Advanced note: There is a useful variant of std::move() called std::move_if_noexcept() that returns a movable r-value if the object has a noexcept move constructor, otherwise it returns a copyable l-value.

Summary

The problem: L-value references invoke copy semantics by default. When you want to move resources from an l-value (rather than copy), you need a way to indicate this intent.

std::move() functionality: Casts its argument into an r-value reference, allowing move semantics to be invoked on l-values. Defined in the header. Does not actually move anything itself, just enables move semantics.

Efficient swapping: Using std::move(), a swap function can use three moves instead of three copies, significantly improving performance for types with expensive copy operations.

Container operations: std::move() allows efficient transfer of elements into containers like std::vector when you no longer need the source object.

Moved-from object state: The C++ standard specifies that moved-from objects are placed in a "valid but unspecified state." The object is safe to destroy or reassign, but its value is implementation-defined and should not be used.
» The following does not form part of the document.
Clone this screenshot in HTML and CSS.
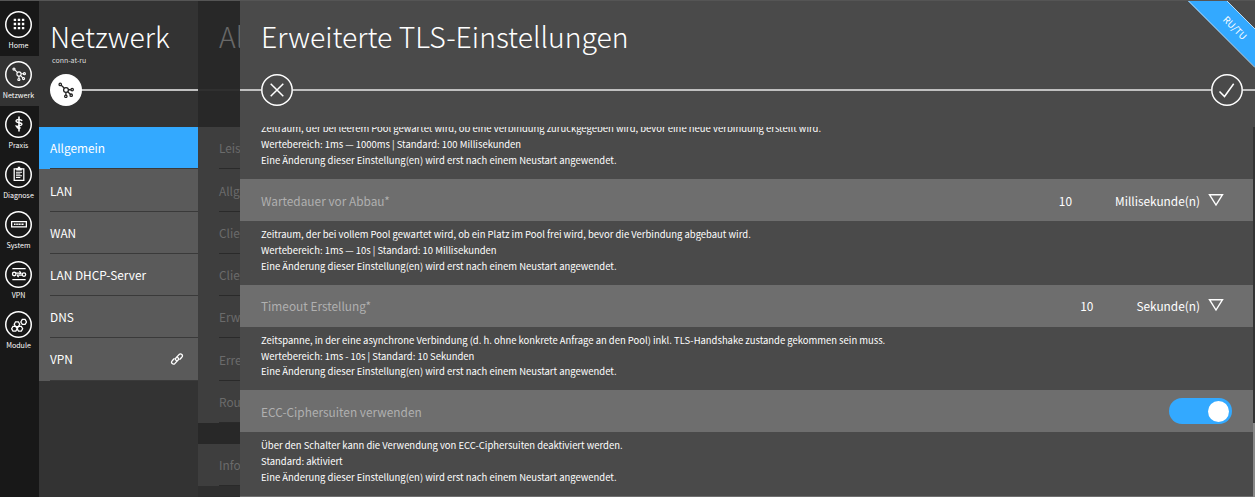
FILE: index.html
```html
<!DOCTYPE html>
<html lang="de">
<head>
<meta charset="utf-8">
<title>Erweiterte TLS-Einstellungen</title>
<link rel="stylesheet" href="styles.css">
</head>
<body>
<svg class="defs" width="0" height="0">
  <symbol id="net" viewBox="0 0 20 20"><g fill="none" stroke="currentColor" stroke-width="1.6"><circle cx="10" cy="10" r="3"/><circle cx="2.800" cy="3" r="1.500"/><circle cx="17.700" cy="9.500" r="1.500"/><circle cx="9.800" cy="17.900" r="1.500"/><circle cx="16.500" cy="16.500" r="1.500"/><path d="M4 4l3.700 3.600M13 9.700h3.100M9.900 13v3.300M12.200 12.200l3.200 3.200"/></g></symbol>
</svg>
<div class="app">
  <nav class="rail">
    <a class="nav"><span class="ring"><svg viewBox="0 0 20 20"><path fill="currentColor" d="M3.400 3.400h3v3h-3zm5.100 0h3v3h-3zm5.100 0h3v3h-3zM3.400 8.500h3v3h-3zm5.100 0h3v3h-3zm5.100 0h3v3h-3zM3.400 13.600h3v3h-3zm5.100 0h3v3h-3zm5.100 0h3v3h-3z"/></svg></span><span class="cap">Home</span></a>
    <a class="nav active"><span class="ring"><svg><use href="#net"/></svg></span><span class="cap">Netzwerk</span></a>
    <a class="nav"><span class="ring"><svg viewBox="0 0 20 20" fill="none" stroke="currentColor"><path stroke-width="2" d="M10 .5v19"/><path stroke-width="1.700" d="M14 6.200C12.500 4 6.300 3.400 6.300 6.300s7.400 1.400 7.400 4-6 1.200-6 3.500 3.500 1.300 4.300.8M6 11.500c0 2 2.500 3 5 4.500"/></svg></span><span class="cap">Praxis</span></a>
    <a class="nav"><span class="ring"><svg viewBox="0 0 20 20" fill="none" stroke="currentColor"><path stroke-width="1.600" d="M4 3.700h12v14.300H4z"/><path fill="currentColor" stroke="none" d="M6.500 2.800h2V1h3v1.800h2v2.700h-7z"/><path stroke-width="1.300" d="M6.200 7.700h7.600M6.200 9.900h5.500M6.200 12.100h7.600M6.200 14.300h5.500"/></svg></span><span class="cap">Diagnose</span></a>
    <a class="nav"><span class="ring"><svg viewBox="0 0 20 20" fill="none" stroke="currentColor"><path stroke-width="1.600" d="M.8 7h18.400v6.500H.8z"/><path stroke-width="1.700" stroke-dasharray="1.500 .5" d="M3.700 10.300h12.600"/></svg></span><span class="cap">System</span></a>
    <a class="nav"><span class="ring"><svg viewBox="0 0 20 20" fill="none" stroke="currentColor" stroke-width="1.600"><path d="M1.700 3.300h16.600M1.700 17h16.600M6 9h6.500M14 11.500H7.500"/><circle cx="4" cy="10" r="2.200"/><circle cx="16.200" cy="10.700" r="2.200"/><path d="M10.500 6.500l2 2.500-2 .8M9.500 14l-2-2.500"/></svg></span><span class="cap">VPN</span></a>
    <a class="nav"><span class="ring"><svg viewBox="0 0 20 20" fill="none" stroke="currentColor" stroke-width="1.600"><path d="M4 9l1.700-3h3.500l1.700 3-1.700 3H5.700zM.8 14.700l1.700-3H6l1.700 3-1.700 3H2.500zM7.700 14.700l1.700-3h3.500l1.700 3-1.700 3H9.400zM12.300 6.200l1.800-3.100h3.500l1.800 3.100-1.800 3.100h-3.500z"/></svg></span><span class="cap">Module</span></a>
  </nav>

  <section class="level main">
    <header class="head">
      <h1>Netzwerk</h1>
      <div class="sub">conn-at-ru</div>
      <div class="line"><span class="badge"><svg><use href="#net"/></svg></span></div>
    </header>
    <ul class="menu">
      <li class="selected">Allgemein</li>
      <li>LAN</li>
      <li>WAN</li>
      <li>LAN DHCP-Server</li>
      <li>DNS</li>
      <li class="last">VPN<svg class="link" viewBox="0 0 14 14" fill="none" stroke="currentColor" stroke-width="1.300" stroke-linecap="round"><path d="M6.300 8.500c-1-.7-1.100-1.900-.2-2.800L9 2.600c2-1.800 4.600.5 2.800 2.600L9.900 7.300M7.700 5.500c1 .7 1.100 1.900.2 2.800L5 11.400c-2 1.800-4.600-.5-2.800-2.600l1.900-2.100"/></svg></li>
    </ul>
  </section>

  <section class="level behind">
    <header class="head">
      <h1>Al</h1>
      <div class="sub"></div>
      <div class="line"></div>
    </header>
    <ul class="menu">
      <li>Leis</li>
      <li>Allg</li>
      <li>Clie</li>
      <li>Clie</li>
      <li>Erw</li>
      <li>Erre</li>
      <li>Rou</li>
    </ul>
    <ul class="menu second">
      <li>Info</li>
      <li class="rest"></li>
    </ul>
  </section>

  <section class="level detail">
    <header class="head">
      <h1>Erweiterte TLS-Einstellungen</h1>
      <div class="sub"></div>
      <div class="line">
        <button class="round"><svg viewBox="0 0 32 32"><circle cx="16" cy="16" r="15.200"/><path d="M9.700 9.700l12.600 12.600M22.300 9.700L9.700 22.300"/></svg></button>
        <button class="round"><svg viewBox="0 0 32 32"><circle cx="16" cy="16" r="15.200"/><path d="M8.500 17.500l5 5 9.200-12.700"/></svg></button>
      </div>
    </header>
    <div class="body">
      <div class="settings">
        <p class="desc first">Zeitraum, der bei leerem Pool gewartet wird, ob eine Verbindung zurückgegeben wird, bevor eine neue Verbindung erstellt wird.<br>Wertebereich: 1ms — 1000ms | Standard: 100 Millisekunden<br>Eine Änderung dieser Einstellung(en) wird erst nach einem Neustart angewendet.</p>
        <div class="row"><span class="name">Wartedauer vor Abbau*</span><span class="value">10</span><span class="unit">Millisekunde(n)</span><svg class="tri" viewBox="0 0 16 14"><path d="M1.500 1.700h13L8 12z"/></svg></div>
        <p class="desc">Zeitraum, der bei vollem Pool gewartet wird, ob ein Platz im Pool frei wird, bevor die Verbindung abgebaut wird.<br>Wertebereich: 1ms — 10s | Standard: 10 Millisekunden<br>Eine Änderung dieser Einstellung(en) wird erst nach einem Neustart angewendet.</p>
        <div class="row"><span class="name">Timeout Erstellung*</span><span class="value">10</span><span class="unit">Sekunde(n)</span><svg class="tri" viewBox="0 0 16 14"><path d="M1.500 1.700h13L8 12z"/></svg></div>
        <p class="desc">Zeitspanne, in der eine asynchrone Verbindung (d. h. ohne konkrete Anfrage an den Pool) inkl. TLS-Handshake zustande gekommen sein muss.<br>Wertebereich: 1ms - 10s | Standard: 10 Sekunden<br>Eine Änderung dieser Einstellung(en) wird erst nach einem Neustart angewendet.</p>
        <div class="row"><span class="name">ECC-Ciphersuiten verwenden</span><span class="toggle"><span class="knob"></span></span></div>
        <p class="desc">Über den Schalter kann die Verwendung von ECC-Ciphersuiten deaktiviert werden.<br>Standard: aktiviert<br>Eine Änderung dieser Einstellung(en) wird erst nach einem Neustart angewendet.</p>
        <div class="row"></div>
      </div>
      <div class="track"><div class="thumb"></div></div>
    </div>
    <svg class="ribbon" viewBox="0 0 68 68"><path class="band" d="M0 0h39l29 29v38z"/><path class="edge" d="M0-.5l68 68M38.500-.5l30 30"/><text x="48" y="31.500" transform="rotate(45 48 28)">RU/TU</text></svg>
  </section>
</div>
</body>
</html>
```
FILE: styles.css
```css
* { box-sizing: border-box; }
body { margin: 0; background: #181818; color: #fff; overflow: hidden; font-family: "Noto Sans CJK SC", "Open Sans", sans-serif; }
.defs { display: block; height: 0; }
.app { display: flex; width: 1255px; height: 497px; border-top: 1px solid #555; }

.rail { width: 39px; padding-top: 5px; background: #181818; flex: none; }
.nav { display: flex; flex-direction: column; align-items: center; height: 50.1px; padding-top: 4.500px; }
.nav.active { background: #333; }
.ring { display: flex; align-items: center; justify-content: center; width: 27px; height: 27px; margin-right: 2px; box-shadow: inset 0 0 0 1.500px #fff; border-radius: 50%; flex: none; }
.ring svg { width: 16px; height: 16px; }
.active .ring svg { width: 14px; height: 14px; }
.cap { font-size: 7.100px; line-height: 10px; margin: 2.400px 2px 0 0; white-space: nowrap; }

.level { display: flex; flex-direction: column; flex: none; overflow: hidden; }
.head { height: 126px; flex: none; }
h1 { margin: 0; padding: 11px 0 0 11px; font-size: 28.350px; line-height: 48px; height: 59px; font-weight: 300; white-space: nowrap; }
.sub { height: 14px; padding-left: 13px; font-size: 7px; line-height: 0; }
.line { display: flex; align-items: center; height: 32px; background: linear-gradient(#c0c0c0, #c0c0c0) 0 15px / 100% 2px no-repeat; }

.main { width: 159px; background: #333; }
.main .sub { color: #ddd; }
.main .line { background-position: 40px 15px; }
.badge { display: flex; align-items: center; justify-content: center; width: 32px; height: 32px; margin-left: 11px; border-radius: 50%; background: #fff; color: #222; }
.badge svg { width: 16px; height: 16px; }
.menu { list-style: none; margin: 0; padding: 0; font-size: 11.860px; }
.menu li { display: flex; align-items: center; height: 42.250px; padding: 0 14px .5px 11px; background: linear-gradient(#3a3a3a, #3a3a3a) 11px 100% / 100% 1px no-repeat #5a5a5a; }
.menu li.selected { padding-bottom: 1px; background-color: #33a9ff; }
.menu li.last { padding-bottom: 1.500px; }
.link { width: 14px; height: 14px; margin-left: auto; }

.behind { width: 42px; background: #282828; color: #6b6b6b; }
.behind h1 { padding-left: 21px; color: #686868; overflow: hidden; }
.behind .line { background: linear-gradient(#303030, #303030) 0 15px / 100% 2px no-repeat; }
.behind .menu li { padding: 0 0 .5px 21px; white-space: nowrap; background: linear-gradient(#2a2a2a, #2a2a2a) 21px 100% / 100% 1px no-repeat #3e3e3e; }
.menu.second { margin-top: 21px; }
.behind .menu li.rest { background: #2f2f2f; }

.detail { position: relative; width: 1015px; background: #4a4a4a; }
.detail h1 { padding-left: 21px; }
.detail .line { justify-content: space-between; padding: 0 12px 0 21px; }
.round { width: 32px; height: 32px; padding: 0; border: 0; border-radius: 50%; background: #4a4a4a; }
.round svg { display: block; width: 32px; height: 32px; fill: none; stroke: #fff; stroke-width: 1.500; }
.body { display: flex; flex: 1; min-height: 0; overflow: hidden; }
.settings { flex: 1; }
.desc { margin: 0; height: 63.600px; padding: 6px 21px 0; font-size: 9.460px; line-height: 15.900px; white-space: nowrap; }
.desc.first { padding-top: 0; margin-top: -5.600px; height: 57.600px; }
.row { display: flex; align-items: center; height: 42px; padding: 0 21px; background: #6e6e6e; font-size: 11.860px; }
.name { color: #b0b0b0; margin-right: auto; }
.value { margin-right: 43px; }
.unit { margin-right: 8px; }
.tri { width: 16px; height: 14px; margin: 0 8px 1px 0; fill: none; stroke: #fff; stroke-width: 1.400; }
.toggle { display: flex; align-items: center; justify-content: flex-end; width: 63px; height: 26px; padding-right: 3px; border-radius: 13px; background: #33a9ff; }
.knob { width: 21px; height: 21px; border-radius: 50%; background: #fff; }
.track { width: 2px; background: #333; padding-top: 296px; }
.thumb { height: 100px; background: #888; }

.ribbon { position: absolute; top: -1px; right: 0; width: 68px; height: 68px; }
.band { fill: #33a9ff; }
.edge { fill: none; stroke: #b5dcf8; stroke-width: 1; }
.ribbon text { fill: #fff; font-size: 9.500px; text-anchor: middle; }
```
Safe operations on moved-from objects: After moving, you can assign new values to the object, call clear() or reset(), or test state with empty(). Avoid operations that depend on the current value like operator[] or front().

Sorting applications: std::move() is useful in sorting algorithms that swap elements, allowing moves instead of copies for better performance.

Smart pointer transfers: std::move() enables transferring ownership between smart pointers efficiently.

Best Practice
Use std::move() only on objects whose value you no longer need. Do not use the value of a moved-from object. You may assign new values to moved-from objects or test their state with functions like empty().